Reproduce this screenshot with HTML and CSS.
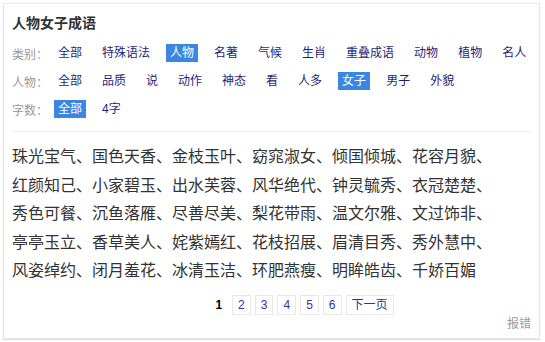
FILE: index.html
```html
<!DOCTYPE html>
<html lang="zh-CN">
<head>
    <meta charset="UTF-8">
    <meta name="viewport" content="width=device-width, initial-scale=1.0">
    <title>人物女子成语</title>
    <link rel="stylesheet" href="styles.css">
</head>
<body>
    <div class="card">
        <h1 class="title">人物女子成语</h1>
        <div class="filters">
            <div class="row">
                <span class="label">类别：</span>
                <a href="#">全部</a>
                <a href="#">特殊语法</a>
                <a href="#" class="active">人物</a>
                <a href="#">名著</a>
                <a href="#">气候</a>
                <a href="#">生肖</a>
                <a href="#">重叠成语</a>
                <a href="#">动物</a>
                <a href="#">植物</a>
                <a href="#">名人</a>
            </div>
            <div class="row">
                <span class="label">人物：</span>
                <a href="#">全部</a>
                <a href="#">品质</a>
                <a href="#">说</a>
                <a href="#">动作</a>
                <a href="#">神态</a>
                <a href="#">看</a>
                <a href="#">人多</a>
                <a href="#" class="active">女子</a>
                <a href="#">男子</a>
                <a href="#">外貌</a>
            </div>
            <div class="row">
                <span class="label">字数：</span>
                <a href="#" class="active">全部</a>
                <a href="#">4字</a>
            </div>
        </div>
        <ul class="idioms">
            <li>珠光宝气、</li><li>国色天香、</li><li>金枝玉叶、</li><li>窈窕淑女、</li><li>倾国倾城、</li><li>花容月貌、</li>
            <li>红颜知己、</li><li>小家碧玉、</li><li>出水芙蓉、</li><li>风华绝代、</li><li>钟灵毓秀、</li><li>衣冠楚楚、</li>
            <li>秀色可餐、</li><li>沉鱼落雁、</li><li>尽善尽美、</li><li>梨花带雨、</li><li>温文尔雅、</li><li>文过饰非、</li>
            <li>亭亭玉立、</li><li>香草美人、</li><li>姹紫嫣红、</li><li>花枝招展、</li><li>眉清目秀、</li><li>秀外慧中、</li>
            <li>风姿绰约、</li><li>闭月羞花、</li><li>冰清玉洁、</li><li>环肥燕瘦、</li><li>明眸皓齿、</li><li>千娇百媚</li>
        </ul>
        <div class="pager">
            <span class="current">1</span>
            <a href="#">2</a>
            <a href="#">3</a>
            <a href="#">4</a>
            <a href="#">5</a>
            <a href="#">6</a>
            <a href="#">下一页</a>
        </div>
        <div class="report"><a href="#">报错</a></div>
    </div>
</body>
</html>
```
FILE: styles.css
```css
body {
    margin: 0;
    padding: 3px;
    background-color: #fff;
    font-family: "Liberation Sans", "Noto Sans CJK SC", sans-serif;
}
a {
    text-decoration: none;
}
.card {
    box-sizing: border-box;
    width: 537px;
    padding: 9px 8px 5px;
    border: 1px solid #e6e6e6;
    box-shadow: 0 1px 1px #e0e0e0;
}
.title {
    margin: 0;
    font-size: 14px;
    line-height: 20px;
    font-weight: bold;
    color: #333;
}
.filters {
    margin-top: 6px;
    padding-bottom: 8px;
    border-bottom: 1px solid #eee;
}
.row {
    display: flex;
    align-items: center;
    height: 28px;
    font-size: 12px;
    white-space: nowrap;
}
.row .label {
    flex-shrink: 0;
    width: 36px;
    color: #999;
}
.row a {
    flex-shrink: 0;
    margin: 0 6px;
    padding: 0 4px;
    line-height: 18px;
    color: #1f1f7a;
}
.row a.active {
    background-color: #3d86e0;
    color: #fff;
}
.idioms {
    display: flex;
    flex-wrap: wrap;
    margin: 0;
    padding: 11px 0 0;
    list-style: none;
    font-size: 16px;
    line-height: 28.5px;
    color: #333;
}
.pager {
    display: flex;
    justify-content: center;
    margin-top: 9px;
    padding-left: 60px;
    font-size: 12px;
}
.pager a,
.pager span {
    margin: 0 2px;
    padding: 0 5px;
    line-height: 18px;
    border: 1px solid #e8e8e8;
    color: #33339a;
}
.pager .current {
    border-color: transparent;
    font-weight: bold;
    color: #000;
}
.report {
    text-align: right;
    font-size: 12px;
    line-height: 18px;
}
.report a {
    color: #999;
}
```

====

:: Stated exercise ::
Drop the images and repeat the data exactly.

:: Exercise solution ::
Reproduce this screenshot with HTML and CSS.
FILE: index.html
```html
<!DOCTYPE html>
<html lang="zh-CN">
<head>
    <meta charset="UTF-8">
    <meta name="viewport" content="width=device-width, initial-scale=1.0">
    <title>人物女子成语</title>
    <link rel="stylesheet" href="styles.css">
</head>
<body>
    <div class="card">
        <h1 class="title">人物女子成语</h1>
        <div class="filters">
            <div class="row">
                <span class="label">类别：</span>
                <a href="#">全部</a>
                <a href="#">特殊语法</a>
                <a href="#" class="active">人物</a>
                <a href="#">名著</a>
                <a href="#">气候</a>
                <a href="#">生肖</a>
                <a href="#">重叠成语</a>
                <a href="#">动物</a>
                <a href="#">植物</a>
                <a href="#">名人</a>
            </div>
            <div class="row">
                <span class="label">人物：</span>
                <a href="#">全部</a>
                <a href="#">品质</a>
                <a href="#">说</a>
                <a href="#">动作</a>
                <a href="#">神态</a>
                <a href="#">看</a>
                <a href="#">人多</a>
                <a href="#" class="active">女子</a>
                <a href="#">男子</a>
                <a href="#">外貌</a>
            </div>
            <div class="row">
                <span class="label">字数：</span>
                <a href="#" class="active">全部</a>
                <a href="#">4字</a>
            </div>
        </div>
        <ul class="idioms">
            <li>珠光宝气、</li><li>国色天香、</li><li>金枝玉叶、</li><li>窈窕淑女、</li><li>倾国倾城、</li><li>花容月貌、</li>
            <li>红颜知己、</li><li>小家碧玉、</li><li>出水芙蓉、</li><li>风华绝代、</li><li>钟灵毓秀、</li><li>衣冠楚楚、</li>
            <li>秀色可餐、</li><li>沉鱼落雁、</li><li>尽善尽美、</li><li>梨花带雨、</li><li>温文尔雅、</li><li>文过饰非、</li>
            <li>亭亭玉立、</li><li>香草美人、</li><li>姹紫嫣红、</li><li>花枝招展、</li><li>眉清目秀、</li><li>秀外慧中、</li>
            <li>风姿绰约、</li><li>闭月羞花、</li><li>冰清玉洁、</li><li>环肥燕瘦、</li><li>明眸皓齿、</li><li>千娇百媚</li>
        </ul>
        <div class="pager">
            <span class="current">1</span>
            <a href="#">2</a>
            <a href="#">3</a>
            <a href="#">4</a>
            <a href="#">5</a>
            <a href="#">6</a>
            <a href="#">下一页</a>
        </div>
        <div class="report"><a href="#">报错</a></div>
    </div>
</body>
</html>
```
FILE: styles.css
```css
body {
    margin: 0;
    padding: 3px;
    background-color: #fff;
    font-family: "Liberation Sans", "Noto Sans CJK SC", sans-serif;
}
a {
    text-decoration: none;
}
.card {
    box-sizing: border-box;
    width: 537px;
    padding: 9px 8px 5px;
    border: 1px solid #e6e6e6;
    box-shadow: 0 1px 1px #e0e0e0;
}
.title {
    margin: 0;
    font-size: 14px;
    line-height: 20px;
    font-weight: bold;
    color: #333;
}
.filters {
    margin-top: 6px;
    padding-bottom: 8px;
    border-bottom: 1px solid #eee;
}
.row {
    display: flex;
    align-items: center;
    height: 28px;
    font-size: 12px;
    white-space: nowrap;
}
.row .label {
    flex-shrink: 0;
    width: 36px;
    color: #999;
}
.row a {
    flex-shrink: 0;
    margin: 0 6px;
    padding: 0 4px;
    line-height: 18px;
    color: #1f1f7a;
}
.row a.active {
    background-color: #3d86e0;
    color: #fff;
}
.idioms {
    display: flex;
    flex-wrap: wrap;
    margin: 0;
    padding: 11px 0 0;
    list-style: none;
    font-size: 16px;
    line-height: 28.5px;
    color: #333;
}
.pager {
    display: flex;
    justify-content: center;
    margin-top: 9px;
    padding-left: 60px;
    font-size: 12px;
}
.pager a,
.pager span {
    margin: 0 2px;
    padding: 0 5px;
    line-height: 18px;
    border: 1px solid #e8e8e8;
    color: #33339a;
}
.pager .current {
    border-color: transparent;
    font-weight: bold;
    color: #000;
}
.report {
    text-align: right;
    font-size: 12px;
    line-height: 18px;
}
.report a {
    color: #999;
}
```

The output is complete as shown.